Lakeview Developer First to Use TOD Ordinance to Reduce Parking

The proposed apartment building overlooks the Paulina Brown Line station, and would increase density in a walkable neighborhood.

The proposed apartment building overlooks the Paulina Brown Line station, and would increase density in a walkable neighborhood. Rendering: Centrum Partners & Hirsch Associates

New rental housing planned next to the Paulina Brown Line station in West Lakeview at Lincoln Avenue and Roscoe Street is the first known development to take advantage of the transit-oriented development ordinance passed in 2013 that reduces parking minimums for buildings near transit stations.

Centrum Partners is proposing a four- to seven-story building abutting the ‘L’ station, with 31 to 48 apartments and nine parking spaces within the building. Also proposed is a 6,000 first floor retail space.

Centrum is the same company looking to build the recently proposed car-oriented Walgreens in Albany Park, but it’s Walgreens that’s insisting on the unwalkable corner parking lot.

Without the TOD ordinance, Chicago zoning code would have required one parking space per unit at the Paulina development — three to five times more than what Centrum will have to build. That means the developer can devote more space to housing people, not cars. And it will also help keep traffic from increasing in an already walkable, bikeable, and transit-friendly neighborhood that has a good amount of retail and a major grocery store.

The ordinance allows residential developments within 600 feet of transit stations to build half as much parking as would otherwise be required — 18 to 27 spaces in this case. Centrum needs an “administrative adjustment” to get down to nine spaces. Centrum has asked 47th Ward Alderman Pawar for an 85 percent parking reduction, as well as an upzoning to allow for 48 housing units.
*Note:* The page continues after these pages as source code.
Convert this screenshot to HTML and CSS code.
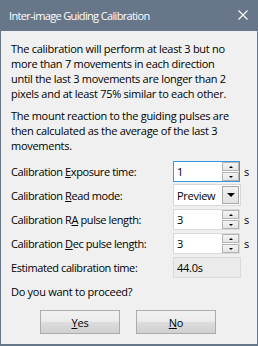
FILE: index.html
```html
<!DOCTYPE html>
<html>
<head>
<meta charset="utf-8">
<link rel="stylesheet" href="styles.css">
</head>
<body>
<div class="window">
  <div class="titlebar">
    <span class="title">Inter-image Guiding Calibration</span>
    <svg class="close" width="10" height="10" viewBox="0 0 10 10"><path d="M0.5 0.5 L9.5 9.5 M9.5 0.5 L0.5 9.5" stroke="#fff" stroke-width="1.1" fill="none"/></svg>
  </div>
  <div class="content">
    <p class="para">The calibration will perform at least 3 but no<br>more than 7 movements in each direction<br>until the last 3 movements are longer than 2<br>pixels and at least 75% similar to each other.</p>
    <p class="para second">The mount reaction to the guiding pulses are<br>then calculated as the average of the last 3<br>movements.</p>
    <div class="form">
      <span class="label">Calibration <u>E</u>xposure time:</span>
      <div class="spin focused"><span class="val">1</span><div class="btns"><div class="sb"><i class="up"></i></div><div class="sb"><i class="down"></i></div></div></div>
      <span class="unit">s</span>

      <span class="label">Calibration <u>R</u>ead mode:</span>
      <div class="combo"><span class="val">Preview</span><div class="drop"><i class="arrow"></i></div></div>
      <span></span>

      <span class="label">Calibration R<u>A</u> pulse length:</span>
      <div class="spin"><span class="val">3</span><div class="btns"><div class="sb"><i class="up"></i></div><div class="sb"><i class="down"></i></div></div></div>
      <span class="unit">s</span>

      <span class="label">Calibration <u>D</u>ec pulse length:</span>
      <div class="spin"><span class="val">3</span><div class="btns"><div class="sb"><i class="up"></i></div><div class="sb"><i class="down"></i></div></div></div>
      <span class="unit">s</span>

      <span class="label">Estimated calibration time:</span>
      <div class="readonly"><span class="val">44.0s</span></div>
      <span></span>
    </div>
    <p class="question">Do you want to proceed?</p>
    <div class="buttons">
      <button class="btn"><u>Y</u>es</button>
      <button class="btn"><u>N</u>o</button>
    </div>
  </div>
</div>
</body>
</html>
```
FILE: styles.css
```css
* { box-sizing: border-box; }
html, body { margin: 0; padding: 0; }
body {
  font-family: "Open Sans", "Noto Sans", sans-serif;
  font-size: 11px;
  letter-spacing: -0.28px;
  color: #000;
  background: #f0f0f0;
}
.window {
  width: 258px;
  height: 346px;
  border: 1px solid #677689;
  border-top: none;
  border-bottom-width: 2px;
  background: #f0f0f0;
  display: flex;
  flex-direction: column;
}
.titlebar {
  height: 31px;
  margin: 0 -1px;
  background: #677689;
  color: #fff;
  display: flex;
  align-items: center;
  padding: 0 10px 0 9px;
  justify-content: space-between;
}
.title { font-size: 11px; letter-spacing: -0.65px; line-height: 15px; padding-bottom: 1px; }
.close { margin-top: -1px; }
.content {
  padding: 10px 0 0 10px;
}
.para {
  margin: 0;
  line-height: 15px;
  white-space: nowrap;
}
.para.second { margin-top: 7px; }
.form {
  margin-top: 8px;
  display: grid;
  grid-template-columns: 162px 67px auto;
  grid-auto-rows: 21px;
  row-gap: 3px;
  align-items: center;
}
.label { line-height: 15px; white-space: nowrap; letter-spacing: -0.4px; }
.unit { padding-left: 4px; line-height: 15px; }
.spin {
  height: 21px;
  border: 1px solid #d9d9d9;
  background: #fff;
  display: flex;
  align-items: center;
  justify-content: space-between;
}
.spin.focused { border-color: #3c97de; }
.val { padding-left: 3px; line-height: 15px; }
.btns {
  display: flex;
  flex-direction: column;
  width: 17px;
  height: 19px;
  gap: 1px;
}
.sb {
  flex: 1;
  border: 1px solid #b4b4b4;
  background: linear-gradient(#f4f4f4, #e4e4e4);
  display: flex;
  align-items: center;
  justify-content: center;
}
.up, .down { display: block; width: 0; height: 0; border-left: 2px solid transparent; border-right: 2px solid transparent; }
.up { border-bottom: 2px solid #000; }
.down { border-top: 2px solid #000; }
.combo {
  height: 22px;
  margin-top: -1px;
  width: 68px;
  border: 1px solid #d9d9d9;
  background: #fff;
  display: flex;
  align-items: center;
  justify-content: space-between;
  padding-right: 1px;
}
.drop {
  width: 17px;
  height: 18px;
  border: 1px solid #a8a8a8;
  background: linear-gradient(#f2f2f2, #e2e2e2);
  display: flex;
  align-items: center;
  justify-content: center;
}
.arrow { display: block; width: 0; height: 0; border-left: 4px solid transparent; border-right: 4px solid transparent; border-top: 4px solid #000; }
.readonly {
  height: 21px;
  width: 68px;
  border: 1px solid #dadada;
  background: #ebebeb;
  display: flex;
  align-items: center;
}
.question { margin: 6px 0 0; line-height: 15px; }
.buttons {
  margin-top: 11px;
  margin-left: -10px;
  display: flex;
  justify-content: center;
  gap: 16px;
  padding-right: 2px;
}
.btn {
  width: 80px;
  height: 24px;
  font-family: inherit;
  font-size: 11px;
  letter-spacing: -0.15px;
  color: #000;
  border: 1px solid #acacac;
  background: linear-gradient(#f2f2f2 0%, #ebebeb 50%, #dddddd 51%, #cfcfcf 100%);
  padding: 0;
  line-height: 15px;
}
```
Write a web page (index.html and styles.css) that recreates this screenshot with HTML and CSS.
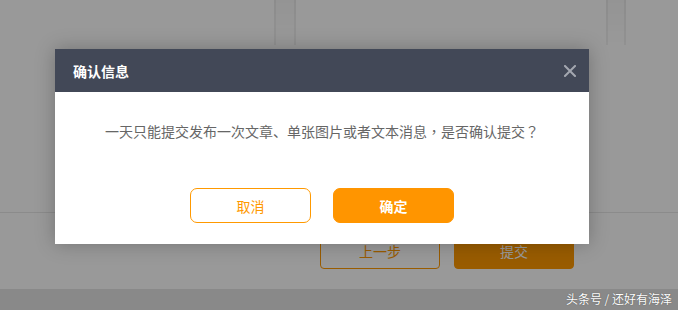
FILE: index.html
```html
<!DOCTYPE html>
<html lang="zh-CN">
<head>
  <title>确认信息</title>
  <meta charset="UTF-8">
  <link rel="stylesheet" href="styles.css">
</head>
<body>
  <div class="page">
    <div class="content">
      <div class="stripe s1"></div>
      <div class="stripe s2"></div>
    </div>
    <div class="actions">
      <button class="btn prev">上一步</button>
      <button class="btn submit">提交</button>
    </div>
    <div class="footer"></div>
  </div>

  <div class="mask"></div>

  <div class="dialog">
    <div class="dialog-head">
      <span class="dialog-title">确认信息</span>
      <svg class="close" width="12" height="12" viewBox="0 0 12 12">
        <path d="M1 1L11 11M11 1L1 11" stroke="#a3a7b0" stroke-width="2" stroke-linecap="square"/>
      </svg>
    </div>
    <div class="dialog-body">
      <p class="msg">一天只能提交发布一次文章、单张图片或者文本消息<span class="punct" lang="zh-TW">，</span>是否确认提交<span class="punct" lang="zh-TW">？</span></p>
      <div class="dialog-btns">
        <button class="dbtn cancel">取消</button>
        <button class="dbtn ok">确定</button>
      </div>
    </div>
  </div>

  <div class="mark">头条号 / 还好有海泽</div>
</body>
</html>
```

FILE: styles.css
```css
body{
  margin:0;
  font-family:"Noto Sans CJK SC","Microsoft YaHei",sans-serif;
  background:#fff;
  width:678px;
  height:310px;
  overflow:hidden;
}
.page{
  display:flex;
  flex-direction:column;
  height:310px;
}
.content{
  position:relative;
  height:212px;
  border-bottom:1px solid #e8e8e8;
}
.stripe{
  position:absolute;
  top:0;
  height:45px;
  border-left:2px solid rgba(0,0,0,0.05);
  border-right:2px solid rgba(0,0,0,0.05);
  background:linear-gradient(to bottom, rgba(0,0,0,0.03), rgba(0,0,0,0));
}
.s1{ left:274px; width:18px; }
.s2{ left:606px; width:16px; }
.actions{
  display:flex;
  justify-content:flex-end;
  gap:14px;
  padding:20px 104px 0 0;
  height:56px;
}
.btn{
  width:120px;
  height:36px;
  border-radius:4px;
  font-family:inherit;
  font-size:14px;
  border:1px solid #ff9900;
}
.prev{
  background:#fff;
  color:#ff9900;
}
.submit{
  background:#ff9900;
  color:#fff;
}
.footer{
  flex:1;
  background:#e4e4e4;
}
.mask{
  position:absolute;
  left:0;
  top:0;
  width:678px;
  height:310px;
  background:rgba(0,0,0,0.4);
}
.dialog{
  position:absolute;
  left:55px;
  top:49px;
  width:534px;
  background:#fff;
  box-shadow:0 0 18px rgba(0,0,0,0.25);
}
.dialog-head{
  height:43px;
  background:#424857;
  display:flex;
  align-items:center;
  justify-content:space-between;
  padding:0 13px 0 18px;
}
.dialog-title{
  color:#fff;
  font-size:14px;
  font-weight:bold;
}
.dialog-body{
  display:flex;
  flex-direction:column;
  align-items:center;
  padding:29px 0 21px;
}
.msg{
  margin:0;
  height:20px;
  line-height:20px;
  font-size:14px;
  color:#666;
}
.punct{
  font-family:"Noto Sans CJK TC",sans-serif;
}
.dialog-btns{
  display:flex;
  gap:22px;
  margin-top:47px;
}
.dbtn{
  width:121px;
  height:35px;
  border-radius:7px;
  font-family:inherit;
  font-size:14px;
}
.cancel{
  background:#fff;
  border:1px solid #ff9900;
  color:#ff9900;
}
.ok{
  background:#ff9500;
  border:1px solid #ff9500;
  color:#fff;
  font-weight:bold;
}
.mark{
  position:absolute;
  right:6px;
  top:290px;
  color:#fff;
  font-size:12px;
  line-height:18px;
  text-shadow:0 0 1px rgba(0,0,0,0.5);
}
```
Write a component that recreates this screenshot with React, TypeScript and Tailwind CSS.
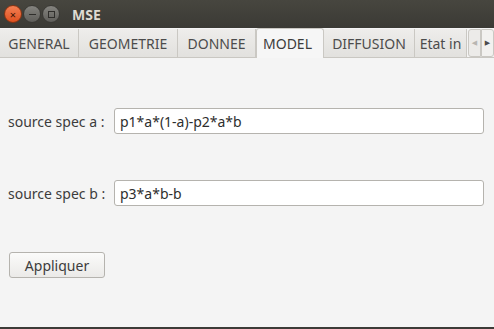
import React from 'react';

const tabs = ['GENERAL', 'GEOMETRIE', 'DONNEE', 'MODEL', 'DIFFUSION', 'Etat in'];

const tabWidths: Record<string, string> = {
  GENERAL: 'w-[79px]',
  GEOMETRIE: 'w-[99px]',
  DONNEE: 'w-[78px]',
  MODEL: 'w-[68px]',
  DIFFUSION: 'w-[91px]',
  'Etat in': 'w-[52px]',
};

function WindowButtons() {
  return (
    <div className="flex items-center gap-[1px] pl-[4px]">
      <div className="w-[18px] h-[18px] rounded-full bg-gradient-to-b from-[#f37f52] to-[#e0501d] border border-[#8a3413] flex items-center justify-center text-[#3a1406] text-[11px] leading-none">
        ×
      </div>
      <div className="w-[18px] h-[18px] rounded-full bg-gradient-to-b from-[#85847f] to-[#5f5e5a] border border-[#3a3935] flex items-center justify-center">
        <div className="w-[7px] h-[1px] bg-[#2f2e2b]" />
      </div>
      <div className="w-[18px] h-[18px] rounded-full bg-gradient-to-b from-[#85847f] to-[#5f5e5a] border border-[#3a3935] flex items-center justify-center">
        <div className="w-[7px] h-[7px] border border-[#2f2e2b]" />
      </div>
    </div>
  );
}

function Field({ label, value }: { label: string; value: string }) {
  return (
    <div className="flex items-center h-[26px]">
      <span className="w-[106px] pl-[8px] text-[14px] text-[#3c3c3c]">{label}</span>
      <div className="ml-[8px] w-[370px] h-[26px] bg-white border border-[#b5b3ae] rounded-[3px] flex items-center pl-[5px] text-[14px] text-[#2e2e2e]">
        {value}
      </div>
    </div>
  );
}

export default function App() {
  return (
    <div className="w-[494px] h-[329px] flex flex-col bg-[#f4f4f4] overflow-hidden" style={{ fontFamily: '"Noto Sans", "DejaVu Sans", sans-serif' }}>
      {/* title bar */}
      <div className="h-[28px] flex items-center bg-gradient-to-b from-[#47463f] to-[#3b3a35] shrink-0">
        <WindowButtons />
        <span className="ml-[12px] text-[14px] font-bold text-[#dfdbd2]">MSE</span>
      </div>

      {/* tab strip */}
      <div className="h-[30px] flex items-end bg-[#f4f4f4] border-b border-[#c9c7c2] shrink-0 relative">
        {tabs.map((t) => {
          const active = t === 'MODEL';
          return (
            <div
              key={t}
              className={`${tabWidths[t]} flex items-center text-[14px] overflow-hidden whitespace-nowrap border-r border-[#cac8c3] ${
                active
                  ? 'h-[30px] bg-[#f6f6f6] border-l border-t rounded-t-[3px] text-[#3c3c3c] pl-[6px] -mb-px'
                  : 'h-[28px] bg-gradient-to-b from-[#eeedeb] to-[#e2e1de] text-[#4c4c4c] justify-center'
              }`}
            >
              {t}
            </div>
          );
        })}
        <div className="flex h-[28px] items-stretch ml-[1px]">
          <div className="w-[13px] bg-[#ecebe9] border border-[#cac8c3] rounded-l-[3px] flex items-center justify-center text-[7px] text-[#b8b6b1]">◀</div>
          <div className="w-[13px] bg-[#f2f1ef] border border-[#cac8c3] rounded-r-[3px] flex items-center justify-center text-[7px] text-[#4c4c4c]">▶</div>
        </div>
      </div>

      {/* content */}
      <div className="flex-1 flex flex-col">
        <div className="mt-[50px]">
          <Field label="source spec a :" value="p1*a*(1-a)-p2*a*b" />
        </div>
        <div className="mt-[46px]">
          <Field label="source spec b :" value="p3*a*b-b" />
        </div>
        <div className="mt-[46px] pl-[9px]">
          <button className="w-[96px] h-[26px] rounded-[3px] border border-[#b5b3ae] bg-gradient-to-b from-[#fbfbfa] to-[#ebeae8] text-[14px] text-[#3c3c3c]">
            Appliquer
          </button>
        </div>
      </div>
      <div className="h-[2px] bg-[#3c3b37] shrink-0" />
    </div>
  );
}
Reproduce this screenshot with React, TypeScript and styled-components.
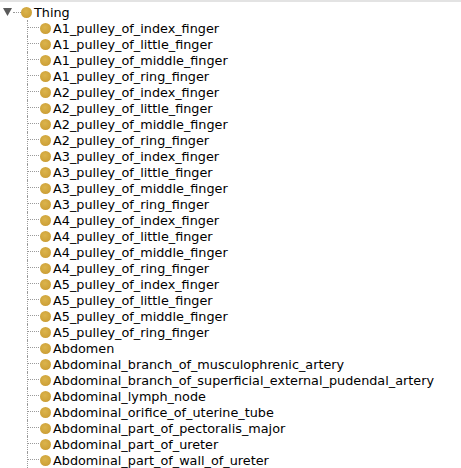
import React from 'react';
import styled, { createGlobalStyle } from 'styled-components';

const GlobalStyle = createGlobalStyle`
  html, body {
    margin: 0;
    padding: 0;
    background: #ffffff;
  }
  body {
    font-family: Tahoma, "DejaVu Sans", Verdana, sans-serif;
  }
`;

const children = [
  'A1_pulley_of_index_finger',
  'A1_pulley_of_little_finger',
  'A1_pulley_of_middle_finger',
  'A1_pulley_of_ring_finger',
  'A2_pulley_of_index_finger',
  'A2_pulley_of_little_finger',
  'A2_pulley_of_middle_finger',
  'A2_pulley_of_ring_finger',
  'A3_pulley_of_index_finger',
  'A3_pulley_of_little_finger',
  'A3_pulley_of_middle_finger',
  'A3_pulley_of_ring_finger',
  'A4_pulley_of_index_finger',
  'A4_pulley_of_little_finger',
  'A4_pulley_of_middle_finger',
  'A4_pulley_of_ring_finger',
  'A5_pulley_of_index_finger',
  'A5_pulley_of_little_finger',
  'A5_pulley_of_middle_finger',
  'A5_pulley_of_ring_finger',
  'Abdomen',
  'Abdominal_branch_of_musculophrenic_artery',
  'Abdominal_branch_of_superficial_external_pudendal_artery',
  'Abdominal_lymph_node',
  'Abdominal_orifice_of_uterine_tube',
  'Abdominal_part_of_pectoralis_major',
  'Abdominal_part_of_ureter',
  'Abdominal_part_of_wall_of_ureter',
];

const Panel = styled.div`
  width: 461px;
  height: 468px;
  overflow: hidden;
  border-top: 2px solid #e3e3e3;
  padding-top: 2px;
  box-sizing: border-box;
`;

const Row = styled.div`
  display: flex;
  align-items: center;
  height: 16px;
  font-size: 12.8px;
  color: #000;
  white-space: nowrap;
`;

const Toggle = styled.svg`
  width: 9px;
  height: 8px;
  margin-left: 3px;
  flex: none;
`;

const RootStub = styled.span`
  width: 8px;
  margin-left: 1px;
  height: 0;
  border-top: 1px dotted #9a9a9a;
  flex: none;
`;

const Branch = styled.span`
  position: relative;
  align-self: stretch;
  width: 12px;
  margin-left: 27px;
  flex: none;
  border-left: 1px dotted #9a9a9a;

  &::after {
    content: '';
    position: absolute;
    left: 0;
    top: 7px;
    width: 11px;
    border-top: 1px dotted #9a9a9a;
  }
`;

const Dot = styled.span`
  width: 11px;
  height: 11px;
  border-radius: 50%;
  flex: none;
  background: radial-gradient(circle at 45% 40%, #dbb44c 0%, #cfa33a 60%, #c0932e 100%);
`;

const Label = styled.span`
  margin-left: 2px;
`;

export default function App() {
  return (
    <>
      <GlobalStyle />
      <Panel>
        <Row>
          <Toggle viewBox="0 0 9 8">
            <path d="M0 0 H9 L4.5 8 Z" fill="#5a5a5a" />
          </Toggle>
          <RootStub />
          <Dot />
          <Label>Thing</Label>
        </Row>
        {children.map((name) => (
          <Row key={name}>
            <Branch />
            <Dot />
            <Label>{name}</Label>
          </Row>
        ))}
      </Panel>
    </>
  );
}
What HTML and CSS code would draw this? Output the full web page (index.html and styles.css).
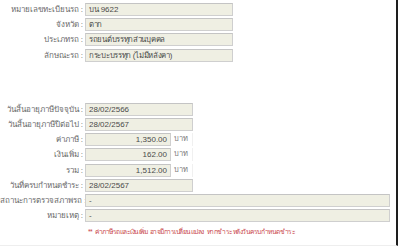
FILE: index.html
```html
<!DOCTYPE html>
<html lang="th">
<head>
<meta charset="utf-8">
<link rel="stylesheet" href="styles.css">
</head>
<body>
<div class="page">
  <div class="form">
    <div class="row"><span class="lbl">หมายเลขทะเบียนรถ :</span><span class="fld w-mid"><span class="th">บน</span> 9622</span></div>
    <div class="row"><span class="lbl">จังหวัด :</span><span class="fld w-mid th">ตาก</span></div>
    <div class="row"><span class="lbl">ประเภทรถ :</span><span class="fld w-mid th">รถยนต์บรรทุกส่วนบุคคล</span></div>
    <div class="row"><span class="lbl">ลักษณะรถ :</span><span class="fld w-mid th">กระบะบรรทุก (ไม่มีหลังคา)</span></div>
    <div class="spacer"></div>
    <div class="row"><span class="lbl">วันสิ้นอายุภาษีปัจจุบัน :</span><span class="fld w-date">28/02/2566</span></div>
    <div class="row"><span class="lbl">วันสิ้นอายุภาษีปีต่อไป :</span><span class="fld w-date">28/02/2567</span></div>
    <div class="row"><span class="lbl">ค่าภาษี :</span><span class="money"><span class="fld w-num num">1,350.00</span><span class="unit">บาท</span></span></div>
    <div class="row"><span class="lbl">เงินเพิ่ม :</span><span class="money"><span class="fld w-num num">162.00</span><span class="unit">บาท</span></span></div>
    <div class="row"><span class="lbl">รวม :</span><span class="money"><span class="fld w-num num">1,512.00</span><span class="unit">บาท</span></span></div>
    <div class="row"><span class="lbl">วันที่ครบกำหนดชำระ :</span><span class="fld w-date">28/02/2567</span></div>
    <div class="row"><span class="lbl">สถานะการตรวจสภาพรถ :</span><span class="fld w-long">-</span></div>
    <div class="row"><span class="lbl">หมายเหตุ :</span><span class="fld w-long">-</span></div>
    <div class="note">** ค่าภาษีรถและเงินเพิ่ม อาจมีการเปลี่ยนแปลง หากชำระหลังวันครบกำหนดชำระ</div>
  </div>
</div>
</body>
</html>
```
FILE: styles.css
```css
html, body {
  margin: 0;
  padding: 0;
  background: #ffffff;
}
body {
  font-family: "Liberation Sans", Tahoma, "Noto Sans", sans-serif;
  font-size: 8px;
  color: #666666;
}
.page {
  width: 396px;
  height: 245px;
  border-right: 2px solid #1e1e1e;
  border-bottom: 1px solid #eeeeee;
  background: #ffffff;
}
.form {
  padding-top: 2px;
  display: flex;
  flex-direction: column;
}
.row {
  display: grid;
  grid-template-columns: 83px auto;
  column-gap: 2px;
  height: 15.2px;
  align-items: center;
}
.lbl {
  text-align: right;
  white-space: nowrap;
  color: #6a6a6a;
}
.fld {
  box-sizing: border-box;
  height: 13px;
  line-height: 11px;
  padding: 0 3px;
  background: #efefe3;
  border: 1px solid #cfcfcf;
  border-top-color: #c4c4c4;
  color: #4a4a4a;
  white-space: nowrap;
  overflow: hidden;
}
.th {
  font-size: 7.8px;
  letter-spacing: -0.3px;
}
.w-mid { width: 148px; }
.w-date { width: 108px; }
.w-num { width: 86px; }
.w-long { width: 305px; }
.num { text-align: right; }
.money {
  display: flex;
  align-items: center;
}
.unit {
  box-sizing: border-box;
  width: 22px;
  height: 13px;
  line-height: 11px;
  padding-left: 3px;
  font-size: 7.5px;
  border-right: 1px solid #f0f0f0;
  color: #7a7a7a;
}
.spacer {
  height: 39px;
}
.note {
  margin: 3px 0 0 88px;
  color: #c9474a;
  font-size: 6.7px;
  letter-spacing: -0.5px;
  word-spacing: 1.5px;
  white-space: nowrap;
}
```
Pawar, who has an atypically transparent community involvement process for zoning changes, told DNAinfo that “a one or two-story building would be ‘inappropriate’.” He also pointed out that building few parking spaces for so many units is novel, but he appears open to it. “We’re seeing a lot of people moving near transit so that they don’t have to own a car,” he told DNAinfo. “It’s hard to wrap your head around it when there are already parking problems in the area.”

Paul Sajovec, chief of staff in the 32nd Ward, which currently contains the property (under the 2015 ward map, this will change), said that their office has been pushing for mixed-use and higher density development. “We’ve received interest from developers who proposed stores with one floor and 16 parking spaces, to attract franchises like 7-11, a design we don’t want for this location.” He said that the developers had the right to build that way, but the ward office made such a stink about it that builders withdrew the car-oriented proposals.

One more thing about the TOD ordinance: When taking advantage of its lower parking allowances you must build one bicycle parking space per car parking space. Hopefully Centrum goes beyond that and builds enough bike storage for 31 to 48 apartments.

After Pawar collects more feedback from community organizations he will hold a public meeting about the development. It would be encouraging to see him support the higher-density range of Centrum’s proposal.